- Directed by: Bruce Sweeney
- Written by: Bruce Sweeney
- Produced by: Bruce Sweeney Rafi Spivak
- Starring: Nicholas Lea Agam Darshi Gabrielle Rose
- Cinematography: Filip Dobosz
- Edited by: Rafi Spivak
- Music by: Dennis Burke
- Production company: Carkner Films
- Release date: September 11, 2012 (TIFF);
- Running time: 79 minutes
- Country: Canada
- Language: English

= Crimes of Mike Recket =

2012 film

Crimes of Mike Recket is a Canadian crime drama film, written and directed by Bruce Sweeney and released in 2012. The film stars Nicholas Lea as Mike Recket, a real estate developer in Vancouver, British Columbia, whose bad business decisions have left him in deep debt; kicked out of the house by his wife Jasleen (Agam Darshi), he hits upon a scheme to revive his fortune by defrauding wealthy widow Leslie Klemper (Gabrielle Rose), only to become a criminal suspect when Leslie goes missing.
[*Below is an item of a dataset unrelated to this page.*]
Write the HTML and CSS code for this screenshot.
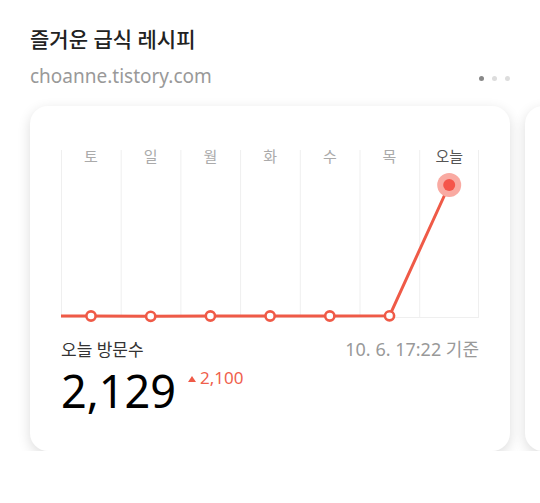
FILE: index.html
```html
<!DOCTYPE html>
<html lang="ko">
<head>
    <meta charset="UTF-8">
    <meta name="viewport" content="width=device-width, initial-scale=1.0">
    <title>즐거운 급식 레시피</title>
    <link rel="stylesheet" href="styles.css">
</head>
<body>
    <div class="blog-head">
        <h2 class="blog-title">즐거운 급식 레시피</h2>
        <div class="blog-sub">
            <span class="blog-url">choanne.tistory.com</span>
            <div class="pager">
                <span class="dot active"></span>
                <span class="dot"></span>
                <span class="dot"></span>
            </div>
        </div>
    </div>

    <div class="card-row">
        <div class="stat-card">
            <svg class="chart" width="418" height="182" viewBox="0 0 418 182">
                <!-- grid -->
                <g stroke="#efefef" stroke-width="1">
                    <line x1="0.5" y1="8" x2="0.5" y2="175" />
                    <line x1="60.2" y1="8" x2="60.2" y2="175" />
                    <line x1="119.9" y1="8" x2="119.9" y2="175" />
                    <line x1="179.6" y1="8" x2="179.6" y2="175" />
                    <line x1="239.3" y1="8" x2="239.3" y2="175" />
                    <line x1="299" y1="8" x2="299" y2="175" />
                    <line x1="358.7" y1="8" x2="358.7" y2="175" />
                    <line x1="417.5" y1="8" x2="417.5" y2="175" />
                    <line x1="0" y1="175.5" x2="418" y2="175.5" />
                </g>
                <g class="day-label" text-anchor="middle">
                    <text x="30" y="20">토</text>
                    <text x="89.7" y="20">일</text>
                    <text x="149.4" y="20">월</text>
                    <text x="209.1" y="20">화</text>
                    <text x="268.8" y="20">수</text>
                    <text x="328.5" y="20">목</text>
                    <text x="388.2" y="20" class="today">오늘</text>
                </g>
                <polyline fill="none" stroke="#ef5a47" stroke-width="3" stroke-linejoin="round"
                    points="0,174 30,174 89.7,174.3 149.4,174 209.1,174 268.8,174 328.5,173.8 388.2,43" />
                <g fill="#fff" stroke="#ef5a47" stroke-width="2.6">
                    <circle cx="30" cy="174" r="4.6" />
                    <circle cx="89.7" cy="174.3" r="4.6" />
                    <circle cx="149.4" cy="174" r="4.6" />
                    <circle cx="209.1" cy="174" r="4.6" />
                    <circle cx="268.8" cy="174" r="4.6" />
                    <circle cx="328.5" cy="173.8" r="4.6" />
                </g>
                <circle cx="388.2" cy="43" r="12" fill="#f9aaa2" />
                <circle cx="388.2" cy="43" r="6" fill="#f5554a" />
            </svg>

            <div class="stat-info">
                <span class="stat-name">오늘 방문수</span>
                <span class="stat-time">10. 6. 17:22 기준</span>
            </div>
            <div class="stat-value">
                <span class="count">2,129</span>
                <span class="diff"><i class="up"></i>2,100</span>
            </div>
        </div>
        <div class="stat-card"></div>
    </div>
</body>
</html>
```

FILE: styles.css
```css
body {
    margin: 0;
    background: #fff;
    font-family: "Noto Sans", "Noto Sans CJK KR", sans-serif;
    color: #222;
}
.blog-head {
    padding: 25px 30px 0;
}
.blog-title {
    margin: 0;
    font-size: 21px;
    line-height: 28px;
    font-weight: 500;
    color: #222;
}
.blog-sub {
    display: flex;
    align-items: center;
    justify-content: space-between;
    margin-top: 11px;
}
.blog-url {
    font-size: 19px;
    line-height: 24px;
    color: #999;
}
.pager {
    display: flex;
    gap: 8px;
    margin-top: 4px;
}
.dot {
    width: 5px;
    height: 5px;
    border-radius: 50%;
    background: #ddd;
}
.dot.active {
    background: #888;
}
.card-row {
    display: flex;
    gap: 15px;
    padding: 18px 0 0 30px;
    overflow: hidden;
}
.stat-card {
    flex: 0 0 480px;
    height: 345px;
    box-sizing: border-box;
    padding: 36px 31px 0;
    background: #fff;
    border-radius: 18px;
    box-shadow: 0 4px 13px rgba(0, 0, 0, 0.14);
}
.chart {
    display: block;
}
.day-label text {
    font-size: 15px;
    font-family: "Noto Sans CJK KR", sans-serif;
    fill: #aaa;
}
.day-label text.today {
    fill: #555;
}
.stat-info {
    display: flex;
    align-items: baseline;
    justify-content: space-between;
    margin-top: 14px;
    line-height: 22px;
}
.stat-name {
    font-size: 17px;
    color: #333;
}
.stat-time {
    font-size: 18px;
    color: #999;
}
.stat-value {
    display: flex;
    align-items: flex-start;
    margin-top: 4px;
}
.count {
    font-size: 45px;
    line-height: 52px;
    color: #000;
}
.diff {
    display: flex;
    align-items: center;
    margin: 2px 0 0 12px;
    font-size: 17px;
    line-height: 22px;
    color: #ef5f4d;
}
.up {
    width: 0;
    height: 0;
    margin: 1px 4px 0 0;
    border-left: 4px solid transparent;
    border-right: 4px solid transparent;
    border-bottom: 6px solid #ef5a47;
}
```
The film's cast also includes Paul Skrudland, Jillian Fargey, Raphael Kepinski, Tom Scholte, John Cassini, Paul Anthony, Jeff Carter, Cam Cronin, Ryan MacDonald, Nancy Sivak and Alex Zahara.

Sweeney acknowledged that the film incorporated aspects of the film noir genre, although he stated that he had tried to subvert the genre, notably by avoiding the classic film noir trope of the femme fatale and introducing some moments of comedic levity.

The film premiered at the 2012 Toronto International Film Festival, although due to production delays it was still in post-production just days before its premiere.

==Critical response==
Glen Schaefer of The Province called the film "a playful, deadpan and distinctly Vancouver take on noir archetypes".

Tim Grierson of Screen Daily reviewed the film negatively, writing that "Sweeney seems to want to satirize the laser-like focus and keen intellect of police officers on cop shows and crime films, but the tepid comic situations and reserved performances conspire to create a humour vacuum — the movie starts to resemble a lobotomised version of a standard police drama."

==Awards==
Darshi won the Leo Award for Best Supporting Actress in a Motion Picture in 2013. Sweeney was also nominated for Best Direction in a Motion Picture, and Rose was nominated for Best Leading Actress in a Motion Picture.

Rose won the award for Best Actress from the Vancouver chapter of the ACTRA Awards in 2013.